■ **WORK TO COMPLETE**: Copy all lines below containing "React".

■ **SOURCE DATA**:

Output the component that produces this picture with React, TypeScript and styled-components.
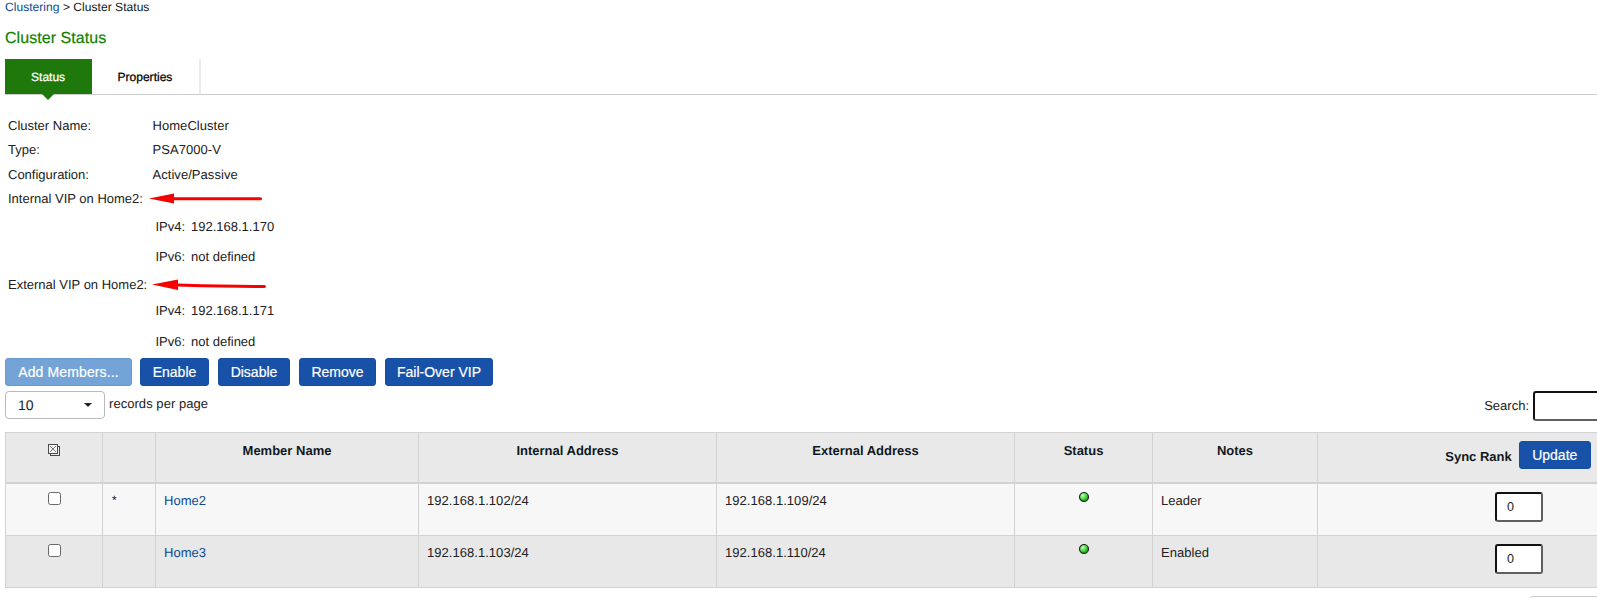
import React from "react";
import styled, { createGlobalStyle } from "styled-components";

const Global = createGlobalStyle`
  * { box-sizing: border-box; }
  html, body { margin: 0; padding: 0; background: #fff; overflow: hidden; }
  body {
    font-family: "Liberation Sans", Arial, sans-serif;
    font-size: 13px;
    line-height: 20px;
    color: #212121;
    text-rendering: geometricPrecision;
  }
  button, input { font-family: inherit; }
`;

const Page = styled.div`
  position: relative;
  width: 100vw;
  height: 598px;
  padding-left: 5px;
  overflow: hidden;
`;

const Link = styled.a`
  color: #0b4a94;
  text-decoration: none;
`;

const Breadcrumb = styled.nav`
  height: 16px;
  font-size: 12px;
  line-height: 14px;
  color: #111820;
  letter-spacing: 0.05px;
  white-space: nowrap;
`;

const Title = styled.h1`
  margin: 13px 0 10px;
  height: 20px;
  font-size: 16px;
  line-height: 20px;
  font-weight: 400;
  letter-spacing: 0.06px;
  color: #138000;
  -webkit-text-stroke: 0.2px currentColor;
`;

const Tabs = styled.div`
  display: flex;
  height: 36px;
  border-bottom: 1px solid #ccc;
`;

const Tab = styled.div<{ $active?: boolean }>`
  position: relative;
  height: 35px;
  width: ${(p) => (p.$active ? 87 : 109)}px;
  padding-left: ${(p) => (p.$active ? 26 : 25.5)}px;
  font-size: 12px;
  line-height: 37px;
  letter-spacing: 0.02px;
  -webkit-text-stroke: 0.25px currentColor;
  color: ${(p) => (p.$active ? "#fff" : "#000")};
  background: ${(p) => (p.$active ? "#1f780b" : "transparent")};
  border-right: ${(p) => (p.$active ? "0" : "2px solid #ebebeb")};
  ${(p) =>
    p.$active &&
    `&::after {
      content: "";
      position: absolute;
      left: 37px;
      top: 35px;
      border: 6px solid transparent;
      border-top-color: #1f780b;
      border-bottom: 0;
    }`}
`;

const Details = styled.dl`
  display: grid;
  grid-template-columns: 144.5px 1fr;
  grid-template-rows: 24px 25px 24px 28px 30px 28px 26px 31px 23px;
  margin: 21px 0 0;
  padding-left: 3px;
`;

const Term = styled.dt`
  white-space: nowrap;
`;

const Value = styled.dd`
  margin: 0;
  letter-spacing: 0.05px;
`;

const Address = styled.dd`
  grid-column: 2;
  display: flex;
  margin: 0 0 0 3px;
`;

const Family = styled.span`
  width: 35.5px;
`;

const Arrow = styled.svg<{ $x: number; $y: number }>`
  position: absolute;
  left: ${(p) => p.$x}px;
  top: ${(p) => p.$y}px;
`;

const Actions = styled.div`
  display: flex;
  gap: 9px;
  margin-top: 3px;
`;

const Button = styled.button<{ $w: number; $muted?: boolean }>`
  width: ${(p) => p.$w}px;
  height: 28px;
  margin: 0 ${(p) => (p.$muted ? -1 : 0)}px 0 0;
  padding: 0;
  border: 1px solid ${(p) => (p.$muted ? "#689bcd" : "#174e9f")};
  border-radius: 3px;
  background: ${(p) => (p.$muted ? "#74a4d7" : "#1852a8")};
  color: #fff;
  font-size: 14px;
  line-height: 26px;
  letter-spacing: ${(p) => (p.$muted ? 0.12 : 0)}px;
  -webkit-text-stroke: 0.2px currentColor;
  white-space: nowrap;
`;

const Controls = styled.div`
  display: flex;
  align-items: flex-start;
  width: 1728px;
  height: 41px;
  margin-top: 5px;
`;

const Select = styled.div`
  display: flex;
  align-items: center;
  justify-content: space-between;
  width: 100px;
  height: 28px;
  padding: 0 12px;
  border: 1px solid #b9b9b9;
  border-radius: 4px;
  font-size: 14px;
`;

const Caret = styled.span`
  border: 4px solid transparent;
  border-top-color: #222;
  border-bottom: 0;
  margin-top: -1px;
`;

const PerPage = styled.span`
  margin: 3px auto 0 4px;
  letter-spacing: 0.05px;
`;

const SearchLabel = styled.label`
  display: flex;
  line-height: 30px;
  gap: 4px;
`;

const Field = styled.input<{ $w: number }>`
  display: block;
  width: ${(p) => p.$w}px;
  height: 30px;
  margin: 0 auto;
  padding: 0 0 0 10px;
  border: 2px solid;
  border-color: #111 #5f5f5f #5f5f5f #111;
  border-radius: 3px;
  background: #fff;
  color: #212121;
  font-size: 12.5px;
  outline: 0;
`;

const Table = styled.table`
  width: 1716px;
  table-layout: fixed;
  border-collapse: separate;
  border-spacing: 0;
  border: solid #d2d2d2;
  border-width: 1px 0 0 1px;
`;

const Head = styled.th`
  height: 51px;
  padding: 8px 0 0;
  vertical-align: top;
  border: solid #d2d2d2;
  border-width: 0 1px 2px 0;
  background: #e9e9e9;
  color: #111820;
  font-size: 13px;
  font-weight: 700;
  line-height: 20px;
`;

const Row = styled.tr<{ $even?: boolean }>`
  background: ${(p) => (p.$even ? "#e8e8e8" : "#f7f7f7")};
`;

const Cell = styled.td<{ $center?: boolean }>`
  height: 52px;
  padding: ${(p) => (p.$center ? "8px 0 0" : "7px 8px 0")};
  text-align: ${(p) => (p.$center ? "center" : "left")};
  vertical-align: top;
  border: solid #d2d2d2;
  border-width: 0 1px 1px 0;
  letter-spacing: 0.04px;
`;

const Checkbox = styled.input.attrs({ type: "checkbox" })`
  appearance: none;
  display: block;
  width: 13px;
  height: 13px;
  margin: 0 auto;
  border: 1px solid #686868;
  border-radius: 2.5px;
  background: #fff;
`;

const Mark = styled.div`
  padding-left: 1px;
  font-size: 12px;
  line-height: 18px;
`;

const Drawing = styled.svg`
  display: block;
  margin: 0 auto;
`;

const SelectAll = styled.div`
  padding-top: 3px;
`;

const RankHead = styled.div`
  display: flex;
  justify-content: center;
  gap: 7px;
  padding-right: 2px;
  line-height: 32px;
`;

const Pager = styled.div`
  width: 200px;
  height: 30px;
  margin: 8px 0 0 1524px;
  border: 1px solid #ccc;
  border-radius: 4px;
`;

const SelectAllIcon = () => (
  <Drawing width="12" height="12" viewBox="0 0 12 12" fill="none" shapeRendering="crispEdges">
    <path d="M10 2.5h1.5v9h-9v-1.5" stroke="#4a4a4a" />
    <rect x="0.5" y="0.5" width="9" height="9" fill="#f5f5f5" stroke="#4a4a4a" />
    <path d="M2 2l6 6M8 2l-6 6" stroke="#777" shapeRendering="auto" />
  </Drawing>
);

const StatusLight = () => (
  <Drawing width="10" height="10" viewBox="0 0 10 10">
    <defs>
      <radialGradient id="light" cx="0.36" cy="0.34" r="0.66">
        <stop offset="0" stopColor="#d0ffc8" />
        <stop offset="0.45" stopColor="#60e454" />
        <stop offset="1" stopColor="#109a0a" />
      </radialGradient>
    </defs>
    <circle cx="5" cy="5" r="4.5" fill="url(#light)" stroke="#1e2b1e" strokeWidth="1.1" />
  </Drawing>
);

const COLUMNS = [97, 53, 263, 298, 298, 138, 165, 403];

const MEMBERS = [
  { mark: "*", name: "Home2", internal: "192.168.1.102/24", external: "192.168.1.109/24", notes: "Leader" },
  { mark: "", name: "Home3", internal: "192.168.1.103/24", external: "192.168.1.110/24", notes: "Enabled" },
];

export default function App() {
  return (
    <Page>
      <Global />
      <Breadcrumb>
        <Link>Clustering</Link> &gt; Cluster Status
      </Breadcrumb>
      <Title>Cluster Status</Title>
      <Tabs>
        <Tab $active>Status</Tab>
        <Tab>Properties</Tab>
      </Tabs>
      <Details>
        <Term>Cluster Name:</Term>
        <Value>HomeCluster</Value>
        <Term>Type:</Term>
        <Value>PSA7000-V</Value>
        <Term>Configuration:</Term>
        <Value>Active/Passive</Value>
        <Term>Internal VIP on Home2:</Term>
        <Value />
        <Address><Family>IPv4:</Family>192.168.1.170</Address>
        <Address><Family>IPv6:</Family>not defined</Address>
        <Term>External VIP on Home2:</Term>
        <Value />
        <Address><Family>IPv4:</Family>192.168.1.171</Address>
        <Address><Family>IPv6:</Family>not defined</Address>
      </Details>
      <Actions>
        <Button $w={127} $muted>Add Members...</Button>
        <Button $w={69}>Enable</Button>
        <Button $w={72}>Disable</Button>
        <Button $w={77}>Remove</Button>
        <Button $w={108}>Fail-Over VIP</Button>
      </Actions>
      <Controls>
        <Select>10<Caret /></Select>
        <PerPage>records per page</PerPage>
        <SearchLabel>Search:<Field $w={200} /></SearchLabel>
      </Controls>
      <Table>
        <colgroup>
          {COLUMNS.map((w, i) => <col key={i} width={w} />)}
        </colgroup>
        <thead>
          <tr>
            <Head><SelectAll><SelectAllIcon /></SelectAll></Head>
            <Head />
            <Head>Member Name</Head>
            <Head>Internal Address</Head>
            <Head>External Address</Head>
            <Head>Status</Head>
            <Head>Notes</Head>
            <Head><RankHead>Sync Rank<Button $w={72}>Update</Button></RankHead></Head>
          </tr>
        </thead>
        <tbody>
          {MEMBERS.map((m, i) => (
            <Row key={m.name} $even={i % 2 === 1}>
              <Cell $center><Checkbox /></Cell>
              <Cell><Mark>{m.mark}</Mark></Cell>
              <Cell><Link>{m.name}</Link></Cell>
              <Cell>{m.internal}</Cell>
              <Cell>{m.external}</Cell>
              <Cell $center><StatusLight /></Cell>
              <Cell>{m.notes}</Cell>
              <Cell $center><Field $w={48} defaultValue="0" /></Cell>
            </Row>
          ))}
        </tbody>
      </Table>
      <Pager />
      <Arrow $x={149} $y={192} width="114" height="14" viewBox="0 0 114 14">
        <path d="M0 6.5L25 1.5V11.5Z" fill="#f70000" />
        <path d="M24 6.7H111.5" stroke="#f70000" strokeWidth="3" strokeLinecap="round" />
      </Arrow>
      <Arrow $x={152} $y={278} width="115" height="14" viewBox="0 0 115 14">
        <path d="M0 6.5L26 1.5V12Z" fill="#f70000" />
        <path d="M25 7L50 7.8L112.5 8.6" fill="none" stroke="#f70000" strokeWidth="3" strokeLinecap="round" />
      </Arrow>
    </Page>
  );
}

■ **WRITTEN SOLUTION**:
Output the component that produces this picture with React, TypeScript and styled-components.
import React from "react";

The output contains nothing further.